§ Given problem
Each entry below should be returned exactly as is, with the pictures removed.

────────────────────────────────────────

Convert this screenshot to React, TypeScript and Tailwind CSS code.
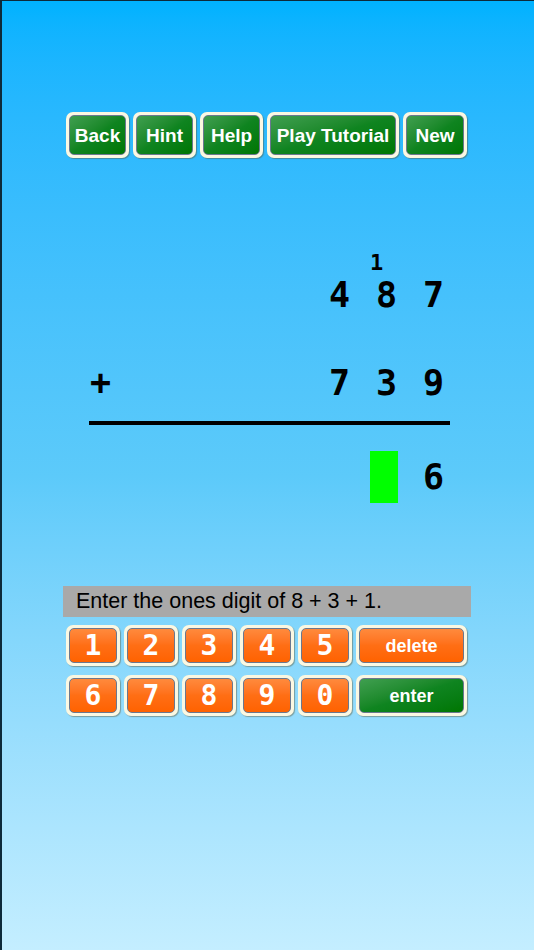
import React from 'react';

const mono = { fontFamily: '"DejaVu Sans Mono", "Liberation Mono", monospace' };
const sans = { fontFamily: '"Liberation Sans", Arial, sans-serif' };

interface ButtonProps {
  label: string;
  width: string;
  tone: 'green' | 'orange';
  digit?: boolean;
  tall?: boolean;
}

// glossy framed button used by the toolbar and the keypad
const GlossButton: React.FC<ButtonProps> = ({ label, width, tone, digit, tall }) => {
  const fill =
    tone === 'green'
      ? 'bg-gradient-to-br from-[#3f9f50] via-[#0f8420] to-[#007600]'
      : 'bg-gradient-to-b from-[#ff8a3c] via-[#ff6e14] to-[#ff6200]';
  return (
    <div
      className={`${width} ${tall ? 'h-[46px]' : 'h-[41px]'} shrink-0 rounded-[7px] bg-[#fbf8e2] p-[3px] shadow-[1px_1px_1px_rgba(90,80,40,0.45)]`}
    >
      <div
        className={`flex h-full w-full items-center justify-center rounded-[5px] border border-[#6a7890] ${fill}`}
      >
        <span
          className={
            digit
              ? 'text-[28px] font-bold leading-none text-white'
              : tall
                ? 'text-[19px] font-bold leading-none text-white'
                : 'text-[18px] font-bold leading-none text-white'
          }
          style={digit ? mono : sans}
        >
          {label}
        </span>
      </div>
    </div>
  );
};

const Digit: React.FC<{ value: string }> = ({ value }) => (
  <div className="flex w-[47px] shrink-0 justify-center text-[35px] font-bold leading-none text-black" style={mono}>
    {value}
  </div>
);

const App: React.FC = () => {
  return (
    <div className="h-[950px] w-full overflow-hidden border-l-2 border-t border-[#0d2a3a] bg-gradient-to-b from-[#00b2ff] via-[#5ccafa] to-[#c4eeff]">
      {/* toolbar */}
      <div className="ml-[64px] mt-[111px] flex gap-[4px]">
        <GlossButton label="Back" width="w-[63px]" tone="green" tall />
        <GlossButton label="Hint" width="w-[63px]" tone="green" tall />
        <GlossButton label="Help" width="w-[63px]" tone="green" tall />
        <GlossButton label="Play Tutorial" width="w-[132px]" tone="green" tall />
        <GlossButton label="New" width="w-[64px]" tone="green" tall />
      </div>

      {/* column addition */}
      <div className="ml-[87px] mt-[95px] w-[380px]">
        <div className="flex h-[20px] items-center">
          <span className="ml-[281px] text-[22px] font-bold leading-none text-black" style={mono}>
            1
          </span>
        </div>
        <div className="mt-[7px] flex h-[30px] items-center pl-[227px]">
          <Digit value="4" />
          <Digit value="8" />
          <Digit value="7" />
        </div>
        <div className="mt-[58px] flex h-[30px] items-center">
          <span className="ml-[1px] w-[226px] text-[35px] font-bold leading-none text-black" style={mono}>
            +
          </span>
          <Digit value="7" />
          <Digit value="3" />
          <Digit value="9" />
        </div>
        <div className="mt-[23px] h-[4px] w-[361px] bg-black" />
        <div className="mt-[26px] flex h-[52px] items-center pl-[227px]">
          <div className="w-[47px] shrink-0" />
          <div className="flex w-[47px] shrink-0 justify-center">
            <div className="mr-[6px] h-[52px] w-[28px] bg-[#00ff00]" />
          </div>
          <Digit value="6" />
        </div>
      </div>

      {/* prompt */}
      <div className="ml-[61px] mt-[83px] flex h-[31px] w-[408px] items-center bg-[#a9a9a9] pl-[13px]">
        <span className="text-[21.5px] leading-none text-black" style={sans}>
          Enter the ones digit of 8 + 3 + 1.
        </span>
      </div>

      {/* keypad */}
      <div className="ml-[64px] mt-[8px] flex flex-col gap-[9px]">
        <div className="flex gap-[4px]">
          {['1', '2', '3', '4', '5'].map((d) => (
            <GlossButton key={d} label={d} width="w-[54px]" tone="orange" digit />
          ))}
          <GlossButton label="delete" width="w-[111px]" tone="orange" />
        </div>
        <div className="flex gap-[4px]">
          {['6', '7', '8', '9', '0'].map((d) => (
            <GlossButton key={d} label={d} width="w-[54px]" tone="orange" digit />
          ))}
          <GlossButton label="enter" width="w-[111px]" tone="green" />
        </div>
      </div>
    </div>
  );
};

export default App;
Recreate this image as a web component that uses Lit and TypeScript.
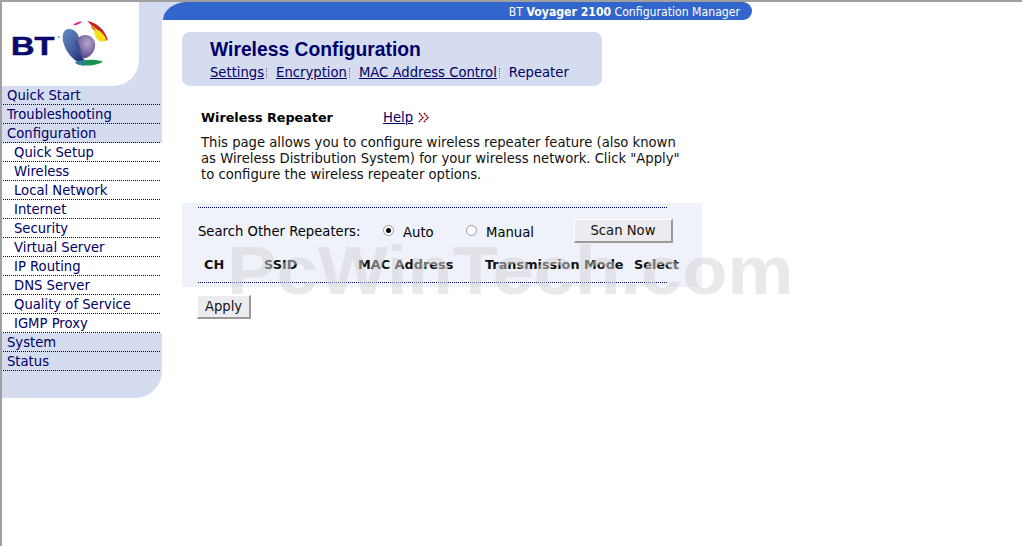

────────────────────────────────────────

§ Output of the exercise
Convert this screenshot to React, TypeScript and Tailwind CSS code.
import React from 'react';

const mono = { fontFamily: '"DejaVu Sans Mono", "Liberation Mono", monospace' };
const sans = { fontFamily: '"Liberation Sans", Arial, sans-serif' };

interface ButtonProps {
  label: string;
  width: string;
  tone: 'green' | 'orange';
  digit?: boolean;
  tall?: boolean;
}

// glossy framed button used by the toolbar and the keypad
const GlossButton: React.FC<ButtonProps> = ({ label, width, tone, digit, tall }) => {
  const fill =
    tone === 'green'
      ? 'bg-gradient-to-br from-[#3f9f50] via-[#0f8420] to-[#007600]'
      : 'bg-gradient-to-b from-[#ff8a3c] via-[#ff6e14] to-[#ff6200]';
  return (
    <div
      className={`${width} ${tall ? 'h-[46px]' : 'h-[41px]'} shrink-0 rounded-[7px] bg-[#fbf8e2] p-[3px] shadow-[1px_1px_1px_rgba(90,80,40,0.45)]`}
    >
      <div
        className={`flex h-full w-full items-center justify-center rounded-[5px] border border-[#6a7890] ${fill}`}
      >
        <span
          className={
            digit
              ? 'text-[28px] font-bold leading-none text-white'
              : tall
                ? 'text-[19px] font-bold leading-none text-white'
                : 'text-[18px] font-bold leading-none text-white'
          }
          style={digit ? mono : sans}
        >
          {label}
        </span>
      </div>
    </div>
  );
};

const Digit: React.FC<{ value: string }> = ({ value }) => (
  <div className="flex w-[47px] shrink-0 justify-center text-[35px] font-bold leading-none text-black" style={mono}>
    {value}
  </div>
);

const App: React.FC = () => {
  return (
    <div className="h-[950px] w-full overflow-hidden border-l-2 border-t border-[#0d2a3a] bg-gradient-to-b from-[#00b2ff] via-[#5ccafa] to-[#c4eeff]">
      {/* toolbar */}
      <div className="ml-[64px] mt-[111px] flex gap-[4px]">
        <GlossButton label="Back" width="w-[63px]" tone="green" tall />
        <GlossButton label="Hint" width="w-[63px]" tone="green" tall />
        <GlossButton label="Help" width="w-[63px]" tone="green" tall />
        <GlossButton label="Play Tutorial" width="w-[132px]" tone="green" tall />
        <GlossButton label="New" width="w-[64px]" tone="green" tall />
      </div>

      {/* column addition */}
      <div className="ml-[87px] mt-[95px] w-[380px]">
        <div className="flex h-[20px] items-center">
          <span className="ml-[281px] text-[22px] font-bold leading-none text-black" style={mono}>
            1
          </span>
        </div>
        <div className="mt-[7px] flex h-[30px] items-center pl-[227px]">
          <Digit value="4" />
          <Digit value="8" />
          <Digit value="7" />
        </div>
        <div className="mt-[58px] flex h-[30px] items-center">
          <span className="ml-[1px] w-[226px] text-[35px] font-bold leading-none text-black" style={mono}>
            +
          </span>
          <Digit value="7" />
          <Digit value="3" />
          <Digit value="9" />
        </div>
        <div className="mt-[23px] h-[4px] w-[361px] bg-black" />
        <div className="mt-[26px] flex h-[52px] items-center pl-[227px]">
          <div className="w-[47px] shrink-0" />
          <div className="flex w-[47px] shrink-0 justify-center">
            <div className="mr-[6px] h-[52px] w-[28px] bg-[#00ff00]" />
          </div>
          <Digit value="6" />
        </div>
      </div>

      {/* prompt */}
      <div className="ml-[61px] mt-[83px] flex h-[31px] w-[408px] items-center bg-[#a9a9a9] pl-[13px]">
        <span className="text-[21.5px] leading-none text-black" style={sans}>
          Enter the ones digit of 8 + 3 + 1.
        </span>
      </div>

      {/* keypad */}
      <div className="ml-[64px] mt-[8px] flex flex-col gap-[9px]">
        <div className="flex gap-[4px]">
          {['1', '2', '3', '4', '5'].map((d) => (
            <GlossButton key={d} label={d} width="w-[54px]" tone="orange" digit />
          ))}
          <GlossButton label="delete" width="w-[111px]" tone="orange" />
        </div>
        <div className="flex gap-[4px]">
          {['6', '7', '8', '9', '0'].map((d) => (
            <GlossButton key={d} label={d} width="w-[54px]" tone="orange" digit />
          ))}
          <GlossButton label="enter" width="w-[111px]" tone="green" />
        </div>
      </div>
    </div>
  );
};

export default App;
Recreate this image as a web component that uses Lit and TypeScript.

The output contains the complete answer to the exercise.